▶ [WHAT TO PRODUCE]
Write the number of lines holding the word "components", and nothing else.

▶ [DATASET SECTION]
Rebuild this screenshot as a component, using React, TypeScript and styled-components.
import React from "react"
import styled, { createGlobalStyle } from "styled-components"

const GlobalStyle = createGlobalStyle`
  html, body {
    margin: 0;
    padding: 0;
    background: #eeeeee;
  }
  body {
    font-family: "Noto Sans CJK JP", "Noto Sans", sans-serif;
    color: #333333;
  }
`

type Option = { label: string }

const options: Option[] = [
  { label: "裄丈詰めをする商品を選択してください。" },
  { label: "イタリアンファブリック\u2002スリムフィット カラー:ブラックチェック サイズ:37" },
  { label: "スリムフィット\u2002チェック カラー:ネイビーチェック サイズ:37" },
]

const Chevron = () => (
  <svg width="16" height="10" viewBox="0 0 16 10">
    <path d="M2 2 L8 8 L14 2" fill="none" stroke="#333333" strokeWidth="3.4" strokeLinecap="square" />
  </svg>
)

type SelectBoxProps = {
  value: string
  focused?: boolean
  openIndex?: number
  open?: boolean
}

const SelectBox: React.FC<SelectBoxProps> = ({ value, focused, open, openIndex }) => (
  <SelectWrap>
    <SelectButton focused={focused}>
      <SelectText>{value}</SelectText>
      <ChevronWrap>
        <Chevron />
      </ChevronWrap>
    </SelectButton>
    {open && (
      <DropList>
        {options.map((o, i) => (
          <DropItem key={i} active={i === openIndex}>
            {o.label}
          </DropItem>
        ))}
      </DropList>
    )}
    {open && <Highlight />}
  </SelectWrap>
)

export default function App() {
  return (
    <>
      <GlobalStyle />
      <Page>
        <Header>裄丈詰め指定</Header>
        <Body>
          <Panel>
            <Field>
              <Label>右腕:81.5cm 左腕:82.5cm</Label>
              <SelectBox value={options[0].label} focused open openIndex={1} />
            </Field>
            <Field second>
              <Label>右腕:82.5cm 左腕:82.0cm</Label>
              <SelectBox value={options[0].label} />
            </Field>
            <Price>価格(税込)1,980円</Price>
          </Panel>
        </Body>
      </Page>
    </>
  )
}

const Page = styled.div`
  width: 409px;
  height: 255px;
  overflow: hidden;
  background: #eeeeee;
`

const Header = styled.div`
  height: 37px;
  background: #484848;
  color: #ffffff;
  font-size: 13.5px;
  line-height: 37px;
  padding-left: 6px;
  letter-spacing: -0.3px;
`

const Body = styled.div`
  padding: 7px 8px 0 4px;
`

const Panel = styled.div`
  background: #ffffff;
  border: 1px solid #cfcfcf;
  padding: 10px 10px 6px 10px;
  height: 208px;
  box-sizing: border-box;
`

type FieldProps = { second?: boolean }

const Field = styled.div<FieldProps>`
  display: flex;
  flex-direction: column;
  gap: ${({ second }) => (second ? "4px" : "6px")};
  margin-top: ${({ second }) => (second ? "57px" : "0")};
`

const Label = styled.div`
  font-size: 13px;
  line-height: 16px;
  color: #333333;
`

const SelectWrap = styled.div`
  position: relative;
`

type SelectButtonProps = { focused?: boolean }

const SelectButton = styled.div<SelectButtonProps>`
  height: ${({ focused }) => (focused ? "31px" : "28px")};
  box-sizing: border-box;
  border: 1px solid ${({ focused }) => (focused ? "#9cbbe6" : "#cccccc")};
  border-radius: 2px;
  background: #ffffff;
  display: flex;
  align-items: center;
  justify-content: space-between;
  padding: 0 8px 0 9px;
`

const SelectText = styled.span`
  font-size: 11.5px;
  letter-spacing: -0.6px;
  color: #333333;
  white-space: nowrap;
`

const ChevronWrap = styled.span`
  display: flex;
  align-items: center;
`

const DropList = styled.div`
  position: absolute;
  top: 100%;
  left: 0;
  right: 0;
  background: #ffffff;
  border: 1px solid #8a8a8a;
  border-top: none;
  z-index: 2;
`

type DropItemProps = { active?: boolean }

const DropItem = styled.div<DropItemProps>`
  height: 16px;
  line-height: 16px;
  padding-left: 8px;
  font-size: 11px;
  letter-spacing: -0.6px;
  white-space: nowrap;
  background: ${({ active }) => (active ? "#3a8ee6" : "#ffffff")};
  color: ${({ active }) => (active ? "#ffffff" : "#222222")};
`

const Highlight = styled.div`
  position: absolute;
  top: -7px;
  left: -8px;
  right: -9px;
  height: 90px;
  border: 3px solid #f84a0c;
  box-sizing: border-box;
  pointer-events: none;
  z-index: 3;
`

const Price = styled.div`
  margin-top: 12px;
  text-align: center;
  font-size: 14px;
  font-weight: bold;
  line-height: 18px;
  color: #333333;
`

▶ [PROBLEM SOLUTION]
2